**Material provided**
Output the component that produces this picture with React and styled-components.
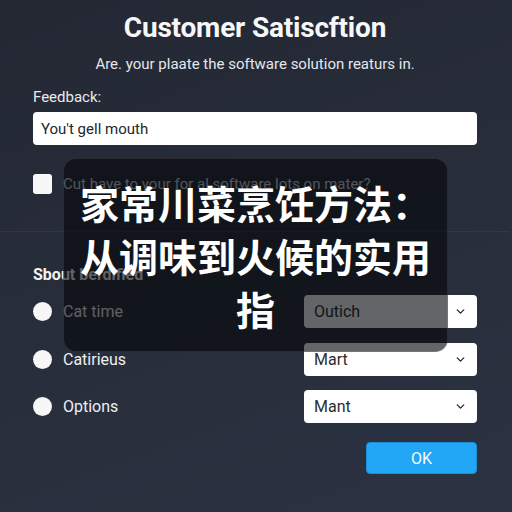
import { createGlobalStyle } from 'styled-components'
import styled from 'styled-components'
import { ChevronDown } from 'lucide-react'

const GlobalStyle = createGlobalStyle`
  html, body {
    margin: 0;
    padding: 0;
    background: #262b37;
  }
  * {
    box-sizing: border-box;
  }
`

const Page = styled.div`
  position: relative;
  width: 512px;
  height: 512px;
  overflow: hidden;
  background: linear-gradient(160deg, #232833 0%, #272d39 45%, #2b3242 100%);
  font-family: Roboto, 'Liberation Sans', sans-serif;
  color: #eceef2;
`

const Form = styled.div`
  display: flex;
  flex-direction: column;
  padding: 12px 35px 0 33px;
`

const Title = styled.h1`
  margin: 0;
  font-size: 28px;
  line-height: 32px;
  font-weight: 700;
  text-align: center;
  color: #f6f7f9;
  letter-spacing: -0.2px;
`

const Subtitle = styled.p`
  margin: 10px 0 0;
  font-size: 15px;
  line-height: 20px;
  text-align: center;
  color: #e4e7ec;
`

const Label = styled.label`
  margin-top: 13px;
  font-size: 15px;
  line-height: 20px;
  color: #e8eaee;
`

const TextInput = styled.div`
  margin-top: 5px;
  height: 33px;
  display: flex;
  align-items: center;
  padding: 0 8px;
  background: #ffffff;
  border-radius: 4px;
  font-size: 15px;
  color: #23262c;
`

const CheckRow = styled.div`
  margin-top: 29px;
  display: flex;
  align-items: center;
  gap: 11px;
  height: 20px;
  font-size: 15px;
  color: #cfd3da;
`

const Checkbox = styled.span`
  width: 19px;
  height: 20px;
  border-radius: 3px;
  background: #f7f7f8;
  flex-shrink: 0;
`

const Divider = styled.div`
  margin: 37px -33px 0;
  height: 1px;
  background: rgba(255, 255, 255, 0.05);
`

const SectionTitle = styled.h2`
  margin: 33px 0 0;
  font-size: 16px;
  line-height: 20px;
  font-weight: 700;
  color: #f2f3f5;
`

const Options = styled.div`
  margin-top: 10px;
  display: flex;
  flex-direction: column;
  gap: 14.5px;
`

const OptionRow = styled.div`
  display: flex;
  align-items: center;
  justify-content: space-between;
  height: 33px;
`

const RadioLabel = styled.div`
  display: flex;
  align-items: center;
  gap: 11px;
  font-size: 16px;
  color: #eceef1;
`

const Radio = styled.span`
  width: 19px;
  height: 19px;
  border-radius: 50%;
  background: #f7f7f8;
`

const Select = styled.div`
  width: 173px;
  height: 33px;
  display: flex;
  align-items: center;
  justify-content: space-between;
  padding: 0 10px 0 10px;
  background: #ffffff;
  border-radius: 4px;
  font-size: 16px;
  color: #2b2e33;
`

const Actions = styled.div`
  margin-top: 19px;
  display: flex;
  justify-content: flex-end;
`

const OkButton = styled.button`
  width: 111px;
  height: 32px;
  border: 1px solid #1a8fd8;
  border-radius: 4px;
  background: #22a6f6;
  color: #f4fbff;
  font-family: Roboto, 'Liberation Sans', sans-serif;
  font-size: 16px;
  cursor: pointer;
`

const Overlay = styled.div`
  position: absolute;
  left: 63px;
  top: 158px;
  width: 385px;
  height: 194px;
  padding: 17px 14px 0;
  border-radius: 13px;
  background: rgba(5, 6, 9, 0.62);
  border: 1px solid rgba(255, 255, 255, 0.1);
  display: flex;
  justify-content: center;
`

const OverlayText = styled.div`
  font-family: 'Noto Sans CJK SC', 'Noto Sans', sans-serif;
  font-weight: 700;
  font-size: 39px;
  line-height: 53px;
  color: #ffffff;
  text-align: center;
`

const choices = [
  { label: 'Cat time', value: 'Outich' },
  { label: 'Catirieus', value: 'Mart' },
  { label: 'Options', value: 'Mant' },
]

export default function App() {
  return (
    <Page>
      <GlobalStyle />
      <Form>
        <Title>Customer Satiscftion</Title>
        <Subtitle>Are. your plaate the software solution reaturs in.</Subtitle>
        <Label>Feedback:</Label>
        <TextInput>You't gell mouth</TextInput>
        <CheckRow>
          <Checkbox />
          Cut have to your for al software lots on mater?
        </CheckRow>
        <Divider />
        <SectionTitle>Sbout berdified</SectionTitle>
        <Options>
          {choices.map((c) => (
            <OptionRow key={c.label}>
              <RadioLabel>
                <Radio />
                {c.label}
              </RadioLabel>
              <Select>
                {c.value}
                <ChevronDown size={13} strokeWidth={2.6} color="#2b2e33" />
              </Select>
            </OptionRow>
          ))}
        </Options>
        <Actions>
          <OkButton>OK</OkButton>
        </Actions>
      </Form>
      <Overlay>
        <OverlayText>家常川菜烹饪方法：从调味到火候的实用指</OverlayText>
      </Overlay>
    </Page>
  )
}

**Work to complete**
Find every line above that contains the word "components", and return each one.

**Written solution**
Output the component that produces this picture with React and styled-components.
import { createGlobalStyle } from 'styled-components'
import styled from 'styled-components'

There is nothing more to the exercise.